Il “re dei fiumi alpini”, il Tagliamento, è ormai al centro di un’infuocata polemica politica. La ragione principe? L’imminenza delle opere di laminazione a salvaguardia e mitigazione del territorio contro i rischi di esondazione nella bassa friulana, decise dalla Regione Friuli Venezia Giulia e dall’Autorità di Bacino e avversate duramente da Legambiente, WWF, Lipu e Associazione Foce del Tagliamento.
Le infrastrutture previste, secondo le associazioni ambientaliste, interromperebbero la continuità e l’integrità del Tagliamento, con conseguenze gravi per l’ambiente, il paesaggio e i benefici economici offerti dai cosiddetti “servizi ecosistemici”. Le dichiarazioni congiunte delle stesse associazioni reclamano che “Il Friuli Venezia Giulia, proponendo nuove opere trasversali al Tagliamento, si pone in netto contrasto con questa la Nature Restoration Law varata dall’Unione europea (che prevede, tra l’altro, di ripristinare la continuità fluviale per 25.000 km di corsi d’acqua, ndr.), andando ad alterare la continuità dell’ultimo fiume dell’Europa occidentale che ancora conserva questa caratteristica. Danneggiare irrimediabilmente il Tagliamento nel suo tratto più prezioso, per ridurre il rischio di alluvioni a valle, non può essere l’unica soluzione possibile”.

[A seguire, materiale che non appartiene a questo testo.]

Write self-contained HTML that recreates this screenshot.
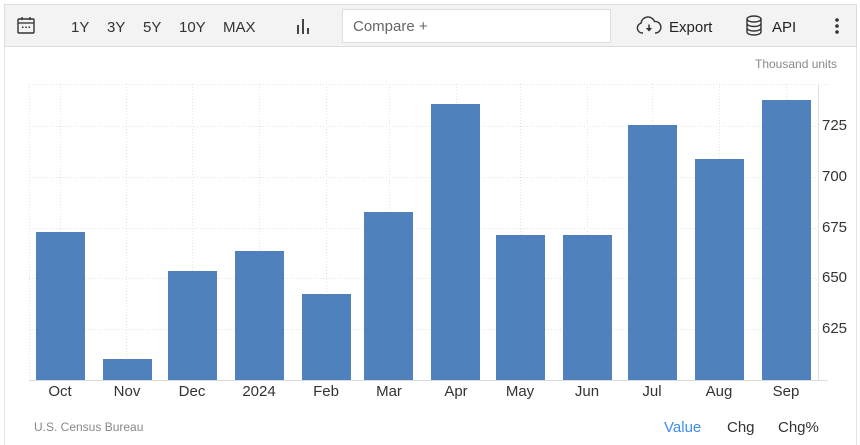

Alle stesse obiezioni risponde Maddalena Spagnolo, consigliere regionale del gruppo Lega Fvg. Ribadisce un dato di fatto: “Il Tagliamento è pericoloso, in particolare nel suo tratto da Latisana al mare, dove la portata massima che può fluire senza esondazioni è sensibilmente inferiore a quella che può arrivare da monte. Il surplus d’acqua proveniente dal bacino del fiume deve pertanto essere gestito a monte di Latisana con l’esecuzione di opportune opere di laminazione. Gli elementi di intervento si possono individuare attualmente nel Piano di gestione del rischio di alluvione, ma erano già presenti dal 2000 nel Piano stralcio per la sicurezza idraulica del medio e basso corso del fiume Tagliamento, approvati con atti del Governo di allora. Si tratta di risultanze alle quali siamo pervenuti dopo numerosi studi realizzati da tutti gli enti interessati, con un unico risultato: la necessità di intervenire con opere di laminazione nel medio corso del fiume per mettere finalmente in sicurezza il basso corso, in particolare a Latisana, già devastata dalle due disastrose alluvioni consecutive nel 1965 e nel 1966). A distanza di sessant’anni, malgrado tutti i lavori eseguiti nel basso corso, continuiamo a vivere drammatiche situazioni di pericolo e le variazioni climatiche hanno notevolmente aumentato il rischio”.
La contrarietà alle grandi opere impattanti sul corso del fiume, da parte delle associazioni ambientaliste e da molte parti politiche dell’opposizione in Regione, ha ricevuto l’avvallo di geologi e ricercatori noti come Mario Tozzi, dell’Università della Sapienza di Roma, o come l’ingegner Marco Petti, dell’Università di Udine – che ha rilevato come le opere sul Tagliamento previste dalla Giunta costituiscano “dighe a tutti gli effetti, con una serie evidente di problematiche ambientali connesse“.